What are China’s Olympic preparations *really* telling us?
Every day when I scour the internet for stuff to blog here at Yellow-Menace I come across yet another preparatory measure Beijing is taking to welcome the world to their fair city for the upcoming Olympic games. While most of them, like the innumerable security precautions being set in place, are pretty sound – I wonder if some of them are actually having the opposite effect.

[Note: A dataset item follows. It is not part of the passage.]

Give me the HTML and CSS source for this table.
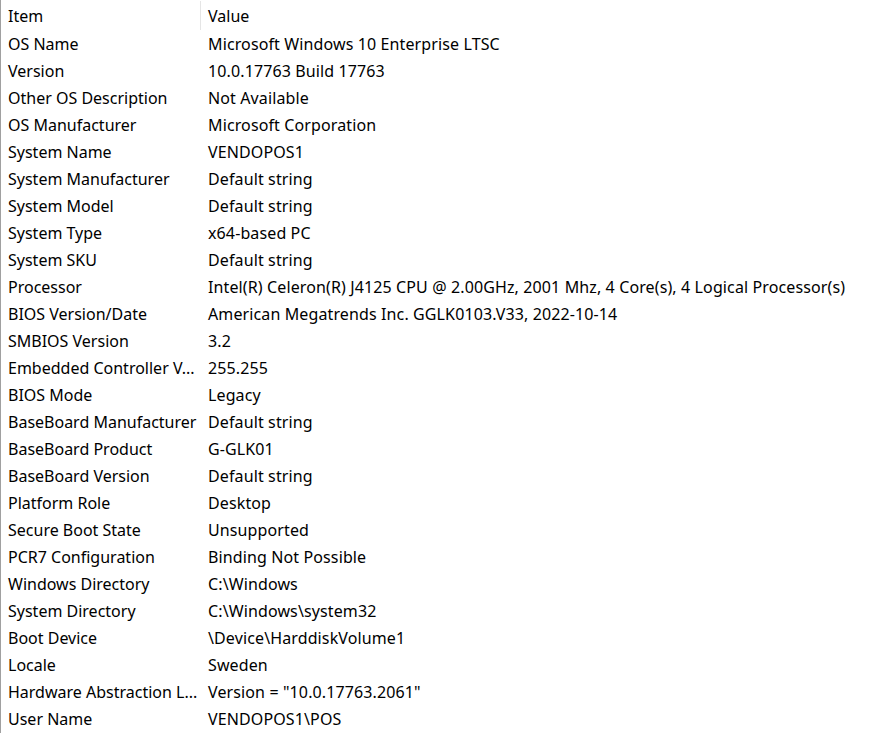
FILE: index.html
```html
<!DOCTYPE html>
<html>
<head>
<meta charset="utf-8">
<link rel="stylesheet" href="styles.css">
</head>
<body>
<div class="list">
  <div class="header">
    <div class="hcell c1">Item</div>
    <div class="hcell c2">Value</div>
  </div>
  <div class="rows">
    <div class="row"><span class="c1">OS Name</span><span class="c2">Microsoft Windows 10 Enterprise LTSC</span></div>
    <div class="row"><span class="c1">Version</span><span class="c2">10.0.17763 Build 17763</span></div>
    <div class="row"><span class="c1">Other OS Description</span><span class="c2">Not Available</span></div>
    <div class="row"><span class="c1">OS Manufacturer</span><span class="c2">Microsoft Corporation</span></div>
    <div class="row"><span class="c1">System Name</span><span class="c2">VENDOPOS1</span></div>
    <div class="row"><span class="c1">System Manufacturer</span><span class="c2">Default string</span></div>
    <div class="row"><span class="c1">System Model</span><span class="c2">Default string</span></div>
    <div class="row"><span class="c1">System Type</span><span class="c2">x64-based PC</span></div>
    <div class="row"><span class="c1">System SKU</span><span class="c2">Default string</span></div>
    <div class="row"><span class="c1">Processor</span><span class="c2">Intel(R) Celeron(R) J4125 CPU @ 2.00GHz, 2001 Mhz, 4 Core(s), 4 Logical Processor(s)</span></div>
    <div class="row"><span class="c1">BIOS Version/Date</span><span class="c2">American Megatrends Inc. GGLK0103.V33, 2022-10-14</span></div>
    <div class="row"><span class="c1">SMBIOS Version</span><span class="c2">3.2</span></div>
    <div class="row"><span class="c1">Embedded Controller V...</span><span class="c2">255.255</span></div>
    <div class="row"><span class="c1">BIOS Mode</span><span class="c2">Legacy</span></div>
    <div class="row"><span class="c1">BaseBoard Manufacturer</span><span class="c2">Default string</span></div>
    <div class="row"><span class="c1">BaseBoard Product</span><span class="c2">G-GLK01</span></div>
    <div class="row"><span class="c1">BaseBoard Version</span><span class="c2">Default string</span></div>
    <div class="row"><span class="c1">Platform Role</span><span class="c2">Desktop</span></div>
    <div class="row"><span class="c1">Secure Boot State</span><span class="c2">Unsupported</span></div>
    <div class="row"><span class="c1">PCR7 Configuration</span><span class="c2">Binding Not Possible</span></div>
    <div class="row"><span class="c1">Windows Directory</span><span class="c2">C:\Windows</span></div>
    <div class="row"><span class="c1">System Directory</span><span class="c2">C:\Windows\system32</span></div>
    <div class="row"><span class="c1">Boot Device</span><span class="c2">\Device\HarddiskVolume1</span></div>
    <div class="row"><span class="c1">Locale</span><span class="c2">Sweden</span></div>
    <div class="row"><span class="c1">Hardware Abstraction L...</span><span class="c2">Version = "10.0.17763.2061"</span></div>
    <div class="row"><span class="c1">User Name</span><span class="c2">VENDOPOS1\POS</span></div>
  </div>
</div>
</body>
</html>
```

FILE: styles.css
```css
html, body {
  margin: 0;
  padding: 0;
  background: #ffffff;
}
body {
  font-family: "Noto Sans", "Open Sans", sans-serif;
  font-size: 16px;
  color: #000000;
  height: 733px;
  overflow: hidden;
}
.list {
  border-left: 1px solid #a0a0a0;
  height: 733px;
  box-sizing: border-box;
}
.header {
  display: flex;
  height: 30px;
  align-items: stretch;
}
.hcell {
  display: flex;
  align-items: center;
  padding-top: 1px;
  box-sizing: border-box;
}
.header .c1 {
  width: 200px;
  padding-left: 7px;
  border-right: 1px solid #e5e5e5;
  margin: 1px 0 0 0;
}
.header .c2 {
  padding-left: 7px;
}
.row {
  display: flex;
  height: 27px;
  align-items: center;
  white-space: nowrap;
}
.row .c1 {
  width: 200px;
  padding-left: 7px;
  box-sizing: border-box;
  flex: none;
}
.row .c2 {
  padding-left: 7px;
  letter-spacing: 0.12px;
}
```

More to the point, do some of these measures actually draw attention to Beijing’s flaws, rather than obfuscate them?
For instance: when it was noted that Beijing restaurants and hotels were being instructed to take dog off the menu, my first reaction was ‘Mmmm-kay…gotta post this…’. My second reaction was, ‘Wait, I didn’t even know they ate dogs in Beijing.’ No doubt they didn’t want any wide-eyed gwailo tourists gawking at the canine cuisine on display, but in announcing that no dog would be available to eat, they spelled it out in neon letters across the internet.
Some of these preparations are so silly as to make me doubt their veracity: I’ve heard stories of artillery pieces and surface-to-air-missiles being set up around Beijing to disrupt weather patterns in case rain threatens the festivities, bald taxi drivers being banned from servicing commuters, and more.
In the end, I think all this maddening perfectionism does is highlight the very issues they’re trying to sweep under the rug.